We use the term multi-task learning (MTL) in a broad sense to refer to the situations where there are many tasks which are expected to share some common representation. PTL is a generalization of MTL to infinitely many tasks. There are many practical problems that can be naturally cast into the PTL framework (e.g., see [4-3] above).

[5-2] The type of loss functions used in PTL is limited

See our answer to comment [4-2] from Rev 4.

[5-3] The authors should present the detailed optimization procedure

We will describe the detail procedure in step 1 in the appendix of the final version. Thanks for the suggestion.

[5-4] The experiments are not very satisfactory.

See our answer to comment [4-3] from Rev 4.

[5-5] comparison with benchmark cost-sensitive methods

Sorry for the confusion. In the experiment, we compared our PTL approach with cost-sensitive SVM ('Ind' indicates cost-sensitive SVM). We will clarify this point in the final version.

[5-6] QR approach in line 365-372 is different from the method described in section 4

Sorry for confusion.
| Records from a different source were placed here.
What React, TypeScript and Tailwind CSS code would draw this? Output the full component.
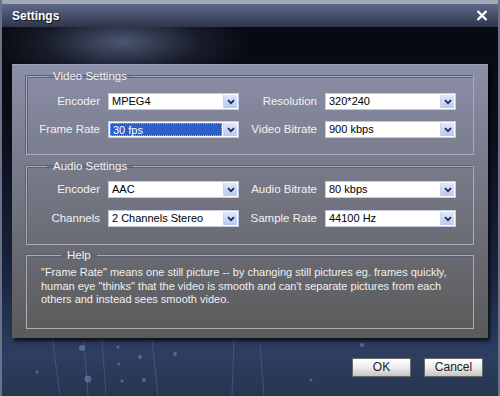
import React from "react";

const font = { fontFamily: '"Liberation Sans", Arial, sans-serif' };

function Arrow() {
  return (
    <div className="absolute right-[1px] top-[1px] bottom-[1px] w-[14px] bg-gradient-to-b from-[#dfe7fa] to-[#b9c9ef] border-l border-[#c9d4ee] flex items-center justify-center">
      <svg width="8" height="6" viewBox="0 0 8 6">
        <path d="M1 1.2 L4 4.2 L7 1.2" fill="none" stroke="#1d2d5e" strokeWidth="1.8" />
      </svg>
    </div>
  );
}

function Select({ value, active }: { value: string; active?: boolean }) {
  return (
    <div className="relative w-[131px] h-[17px] bg-white border border-[#c4cbe0] text-[11px] text-black leading-[15px]">
      {active ? (
        <div className="absolute left-[1px] top-[1px] bottom-[1px] right-[16px] bg-[#2d5fcc] border border-dotted border-[#d8b040] text-white pl-[2px] leading-[12px]">
          {value}
        </div>
      ) : (
        <div className="pl-[3px] font-medium">{value}</div>
      )}
      <Arrow />
    </div>
  );
}

function Row({ l1, v1, l2, v2, active }: { l1: string; v1: string; l2: string; v2: string; active?: boolean }) {
  return (
    <div className="flex items-center">
      <div className="w-[81px] text-right text-[11.5px] text-[#f2f2f4] leading-[17px] pr-[8px]">{l1}</div>
      <Select value={v1} active={active} />
      <div className="w-[86px] text-right text-[11.5px] text-[#f2f2f4] leading-[17px] pr-[8px]">{l2}</div>
      <Select value={v2} />
    </div>
  );
}

function Group({ title, children, className }: { title: string; children: React.ReactNode; className?: string }) {
  return (
    <fieldset className={`border border-[#a9acb8] shadow-[-1px_-1px_0_#5c6072,inset_1px_1px_0_#5c6072] ${className ?? ""}`}>
      <legend className="ml-[20px] px-[6px] text-[11.5px] leading-[16px] text-[#f2f2f4]">{title}</legend>
      {children}
    </fieldset>
  );
}

function Button({ children }: { children: React.ReactNode }) {
  return (
    <div className="w-[59px] h-[19px] border border-[#6a6a6a] bg-gradient-to-b from-[#ffffff] via-[#ececec] to-[#c4c4c4] text-[12px] leading-[17px] text-[#222] text-center">
      {children}
    </div>
  );
}

export default function App() {
  return (
    <div
      style={font}
      className="relative w-[500px] h-[396px] overflow-hidden bg-[radial-gradient(ellipse_130px_45px_at_120px_42px,#4c5672_0%,rgba(40,46,66,0.5)_60%,transparent_100%),linear-gradient(to_bottom,#06080d_0%,#0b0f1b_35%,#1a2540_70%,#2d3e61_90%,#26354f_100%)] border-l-2 border-r-2 border-[#6a7188]"
    >
      <svg className="absolute inset-0 pointer-events-none" width="500" height="396">
        <g stroke="#6f86b4" strokeOpacity="0.35" strokeWidth="1">
          <line x1="50" y1="335" x2="58" y2="396" />
          <line x1="82" y1="340" x2="86" y2="396" />
          <line x1="100" y1="338" x2="104" y2="396" />
          <line x1="150" y1="340" x2="156" y2="396" />
          <line x1="232" y1="338" x2="230" y2="396" />
          <line x1="258" y1="345" x2="262" y2="396" />
        </g>
        <g fill="#8aa2d0" fillOpacity="0.45">
          <circle cx="80" cy="348" r="3" />
          <circle cx="86" cy="379" r="3.5" />
          <circle cx="116" cy="347" r="1.5" />
          <circle cx="117" cy="364" r="1.5" />
          <circle cx="138" cy="357" r="2" />
          <circle cx="173" cy="354" r="2" />
          <circle cx="120" cy="381" r="1.5" />
          <circle cx="142" cy="380" r="2" />
          <circle cx="35" cy="372" r="1.5" />
          <circle cx="360" cy="345" r="2" />
          <circle cx="309" cy="380" r="1.5" />
        </g>
      </svg>

      {/* title bar */}
      <div className="relative h-[27px] border-t-[4px] border-[#a4a9b8] bg-gradient-to-b from-[#5f6a8a] to-[#2e354c] flex items-center justify-between pl-[10px] pr-[10px]">
        <div className="text-[12px] font-bold text-white [text-shadow:1px_1px_1px_#101018] leading-[16px]">Settings</div>
        <svg width="12" height="11" viewBox="0 0 12 11">
          <path d="M1.5 1 L10.5 10 M10.5 1 L1.5 10" stroke="white" strokeWidth="2.4" />
        </svg>
      </div>

      {/* panel */}
      <div className="relative mt-[37px] ml-[10px] w-[476px] h-[274px] bg-gradient-to-b from-[#8b8fa8] via-[#727480] to-[#5a5a5a] shadow-[2px_3px_3px_rgba(0,0,0,0.7)] border-t border-[#9ea3bc] pt-[3px] pl-[14px] pr-[14px] flex flex-col">
        <Group title="Video Settings" className="pt-[9px] pb-[16px]">
          <div className="flex flex-col gap-[11px]">
            <Row l1="Encoder" v1="MPEG4" l2="Resolution" v2="320*240" />
            <Row l1="Frame Rate" v1="30 fps" l2="Video Bitrate" v2="900 kbps" active />
          </div>
        </Group>
        <Group title="Audio Settings" className="mt-[3px] pt-[7px] pb-[17px]">
          <div className="flex flex-col gap-[12px]">
            <Row l1="Encoder" v1="AAC" l2="Audio Bitrate" v2="80 kbps" />
            <Row l1="Channels" v1="2 Channels Stereo" l2="Sample Rate" v2="44100 Hz" />
          </div>
        </Group>
        <Group title="Help" className="mt-[2px] h-[82px] pt-[3px] pl-[14px] pr-[10px]">
          <div className="text-[11px] leading-[13.5px] text-[#f0f0f0]">
            "Frame Rate" means one still picture -- by changing still pictures eg. frames quickly, human eye "thinks" that the video is smooth and can't separate pictures from each others and instead sees smooth video.
          </div>
        </Group>
      </div>

      {/* buttons */}
      <div className="relative mt-[20px] flex justify-end gap-[13px] pr-[15px]">
        <Button>OK</Button>
        <Button>Cancel</Button>
      </div>
    </div>
  );
}
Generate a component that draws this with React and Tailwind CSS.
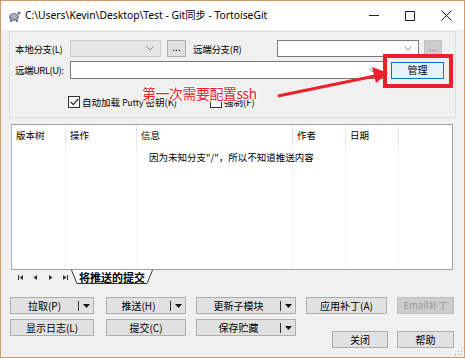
import React from 'react'

function Chevron({ c = '#606060' }) {
  return (
    <svg width="8" height="5" viewBox="0 0 8 5">
      <path d="M0.5 0.5 L4 4 L7.5 0.5" fill="none" stroke={c} strokeWidth="1" />
    </svg>
  )
}

function Btn({ w, children, className = '' }) {
  return (
    <div
      className={`h-[17px] border border-[#adadad] bg-[#e1e1e1] flex items-center justify-center text-[10px] leading-[12px] whitespace-nowrap shrink-0 ${className}`}
      style={{ width: w }}
    >
      {children}
    </div>
  )
}

function SplitBtn({ w, children }) {
  return (
    <div
      className="h-[17px] border border-[#adadad] bg-[#e1e1e1] flex items-center text-[10px] leading-[12px] whitespace-nowrap shrink-0"
      style={{ width: w }}
    >
      <div className="flex-1 text-center">{children}</div>
      <div className="w-px h-[10px] bg-[#333]" />
      <div className="w-[14px] flex justify-center">
        <svg width="7" height="4" viewBox="0 0 7 4">
          <path d="M0 0 L7 0 L3.5 4 Z" fill="#111" />
        </svg>
      </div>
    </div>
  )
}

function NavGlyph({ d }) {
  return (
    <svg width="7" height="7" viewBox="0 0 7 7">
      <path d={d} fill="#333" />
    </svg>
  )
}

export default function App() {
  return (
    <div className="w-[465px] h-[358px] border border-[#cf9a66] bg-[#f0f0f0] flex flex-col relative overflow-hidden text-black whitespace-nowrap font-['Noto_Sans_CJK_SC',sans-serif]">
      {/* title bar */}
      <div className="h-[29px] bg-white flex items-center shrink-0">
        <svg className="ml-[7px]" width="13" height="12" viewBox="0 0 13 12">
          <ellipse cx="6" cy="7" rx="5" ry="4" fill="#7f8a99" />
          <ellipse cx="6" cy="6.5" rx="3" ry="2.5" fill="#aab4c0" />
          <circle cx="11" cy="3" r="1.6" fill="#6a7686" />
          <rect x="2" y="10" width="2" height="2" fill="#6a7686" />
          <rect x="8" y="10" width="2" height="2" fill="#6a7686" />
        </svg>
        <div className="ml-[4px] text-[10.3px] leading-[13px] font-['Noto_Sans','Noto_Sans_CJK_SC',sans-serif]">
          C:\Users\Kevin\Desktop\Test - Git同步 - TortoiseGit
        </div>
        <div className="ml-auto flex h-full">
          <div className="w-[36px] flex items-center justify-center">
            <div className="w-[10px] h-px bg-[#222]" />
          </div>
          <div className="w-[36px] flex items-center justify-center">
            <div className="w-[10px] h-[10px] border border-[#222]" />
          </div>
          <div className="w-[36px] flex items-center justify-center">
            <svg width="11" height="11" viewBox="0 0 11 11">
              <path d="M0.5 0.5 L10.5 10.5 M10.5 0.5 L0.5 10.5" stroke="#222" strokeWidth="1" />
            </svg>
          </div>
        </div>
      </div>

      {/* top group */}
      <div className="mx-[8px] mt-[1px] h-[87px] border border-[#dcdcdc] flex flex-col shrink-0 text-[9.5px] leading-[12px]">
        <div className="mt-[8px] flex items-center h-[17px]">
          <div className="ml-[5px] w-[55px] tracking-[-0.3px]">本地分支(L)</div>
          <div className="w-[91px] h-[17px] border border-[#cccccc] bg-[#e6e6e6] flex items-center justify-end pr-[6px]">
            <Chevron c="#8a8a8a" />
          </div>
          <Btn w={19} className="ml-[6px] pb-[3px]">...</Btn>
          <div className="ml-[7px] w-[84px] tracking-[-0.3px]">远端分支(R)</div>
          <div className="w-[142px] h-[17px] border border-[#7a7a7a] bg-white flex items-center justify-end pr-[6px]">
            <Chevron c="#8a8a8a" />
          </div>
          <div className="ml-[5px] w-[18px] h-[17px] border border-[#bfbfbf] bg-[#cccccc] flex items-center justify-center pb-[3px] text-[#777]">...</div>
        </div>
        <div className="mt-[4px] flex items-center h-[18px]">
          <div className="ml-[5px] w-[55px] tracking-[-0.5px]">远端URL(U):</div>
          <div className="w-[314px] h-[18px] border border-[#7a7a7a] bg-white flex items-center justify-end pr-[6px]">
            <Chevron c="#8a8a8a" />
          </div>
          <div className="ml-[7px] w-[53px] h-[17px] border border-[#0078d7] bg-[#e5f1fb] flex items-center justify-center text-[10px]">管理</div>
        </div>
        <div className="mt-[16px] flex items-center h-[14px]">
          <div className="ml-[58px] w-[12px] h-[12px] border border-[#333] bg-white flex items-center justify-center">
            <svg width="9" height="8" viewBox="0 0 9 8">
              <path d="M0.8 4 L3.3 6.6 L8.2 1" fill="none" stroke="#222" strokeWidth="1.2" />
            </svg>
          </div>
          <div className="ml-[2px] w-[128px]">自动加载 <span className="text-[8.5px]">Putty</span> 密钥(K)</div>
          <div className="w-[12px] h-[12px] border border-[#333] bg-white" />
          <div className="ml-[2px]">强制(F)</div>
        </div>
      </div>

      {/* list */}
      <div className="ml-[10px] mt-[6px] w-[442px] h-[146px] border border-[#a0a0a0] border-l-[#9fb4d0] bg-white flex flex-col shrink-0 text-[9.5px] leading-[12px]">
        <div className="flex h-[20px] items-center">
          <div className="w-[54px] pl-[4px] h-full flex items-center border-r border-[#e5e5e5]">版本树</div>
          <div className="w-[71px] pl-[4px] h-full flex items-center border-r border-[#e5e5e5]">操作</div>
          <div className="w-[156px] pl-[4px] h-full flex items-center border-r border-[#e5e5e5]">信息</div>
          <div className="w-[53px] pl-[4px] h-full flex items-center border-r border-[#e5e5e5]">作者</div>
          <div className="w-[53px] pl-[4px] h-full flex items-center border-r border-[#e5e5e5]">日期</div>
        </div>
        <div className="flex-1 relative flex">
          <div className="w-[54px] border-r border-[#f2f2f2]" />
          <div className="w-[71px] border-r border-[#f2f2f2]" />
          <div className="w-[156px] border-r border-[#f2f2f2]" />
          <div className="w-[53px] border-r border-[#f2f2f2]" />
          <div className="w-[53px] border-r border-[#f2f2f2]" />
          <div className="absolute left-[137px] top-[6px] bg-white">因为未知分支"/"，所以不知道推送内容</div>
        </div>
      </div>

      {/* tab bar */}
      <div className="ml-[12px] h-[14px] flex items-center shrink-0">
        <div className="w-[15px] flex justify-center"><NavGlyph d="M1 1 H2 V6 H1 Z M6 1 V6 L2.5 3.5 Z" /></div>
        <div className="w-[15px] flex justify-center"><NavGlyph d="M5 1 V6 L1.5 3.5 Z" /></div>
        <div className="w-[15px] flex justify-center"><NavGlyph d="M2 1 V6 L5.5 3.5 Z" /></div>
        <div className="w-[15px] flex justify-center"><NavGlyph d="M1 1 V6 L4.5 3.5 Z M5 1 H6 V6 H5 Z" /></div>
        <div className="relative w-[82px] h-[14px] ml-[-2px] flex items-center justify-center">
          <svg className="absolute inset-0" width="82" height="14" viewBox="0 0 82 14">
            <path d="M0.5 0 L6 13.5 L76 13.5 L81.5 0" fill="#fff" stroke="#333" strokeWidth="1" />
          </svg>
          <span className="relative text-[11px] leading-[13px] font-bold">将推送的提交</span>
        </div>
      </div>

      {/* buttons */}
      <div className="ml-[9px] mt-[13px] flex shrink-0">
        <SplitBtn w={84}>拉取(P)</SplitBtn>
        <div className="ml-[12px]"><SplitBtn w={80}>推送(H)</SplitBtn></div>
        <div className="ml-[10px]"><SplitBtn w={100}>更新子模块</SplitBtn></div>
        <Btn w={81} className="ml-[10px]">应用补丁(A)</Btn>
        <div className="ml-[10px] w-[57px] h-[17px] border border-[#bfbfbf] bg-[#cccccc] flex items-center justify-center text-[9.5px] text-[#9a9a9a]">Email补丁</div>
      </div>
      <div className="ml-[9px] mt-[5px] flex items-start shrink-0">
        <Btn w={84}>显示日志(L)</Btn>
        <Btn w={80} className="ml-[12px]">提交(C)</Btn>
        <div className="ml-[10px]"><SplitBtn w={100}>保存贮藏</SplitBtn></div>
        <Btn w={56} className="mt-[12px] ml-[36px] border-[#0078d7]">关闭</Btn>
        <Btn w={57} className="mt-[12px] ml-[9px]">帮助</Btn>
      </div>

      {/* resize grip */}
      <svg className="absolute right-[1px] bottom-[1px]" width="8" height="8" viewBox="0 0 8 8">
        <rect x="6" y="0" width="1" height="1" fill="#aaa" />
        <rect x="3" y="3" width="1" height="1" fill="#aaa" />
        <rect x="6" y="3" width="1" height="1" fill="#aaa" />
        <rect x="0" y="6" width="1" height="1" fill="#aaa" />
        <rect x="3" y="6" width="1" height="1" fill="#aaa" />
        <rect x="6" y="6" width="1" height="1" fill="#aaa" />
      </svg>

      {/* annotation */}
      <div className="absolute left-[382px] top-[53px] w-[70px] h-[34px] border-[4px] border-[#e8212b]" />
      <svg className="absolute left-0 top-0" width="465" height="358" viewBox="0 0 465 358">
        <path d="M277 95 L374 75" stroke="#e8212b" strokeWidth="3" fill="none" />
        <path d="M387 72 L371 66 L375 82 Z" fill="#e8212b" />
      </svg>
      <div
        className="absolute left-[141px] top-[83px] text-[14px] leading-[18px] tracking-[-0.5px] text-[#e8212b]"
        style={{ textShadow: '1px 0 #fff, -1px 0 #fff, 0 1px #fff, 0 -1px #fff, 1px 1px #fff, -1px -1px #fff, 1px -1px #fff, -1px 1px #fff' }}
      >
        第一次需要配置ssh
      </div>
    </div>
  )
}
In practical applications of quantile regression, it is usually recommended to separately model the homoscedastic part (i.e., conditional mean function E[Y|x]) and the heteroscedastic part, because each part should be often penalized with different magnitudes. In our manuscript, we simplified the description and avoided application-specific details in Section 4 since our objective was to provide examples of PTL. We will clarify this issue in Section 6 of the final version.

Reply to Reviewer 6

[6-1] Standard deviations overlap in Table 1

Thank you for pointing out this. The differences are sometimes not statistically significant. We will clarify this fact in the final version.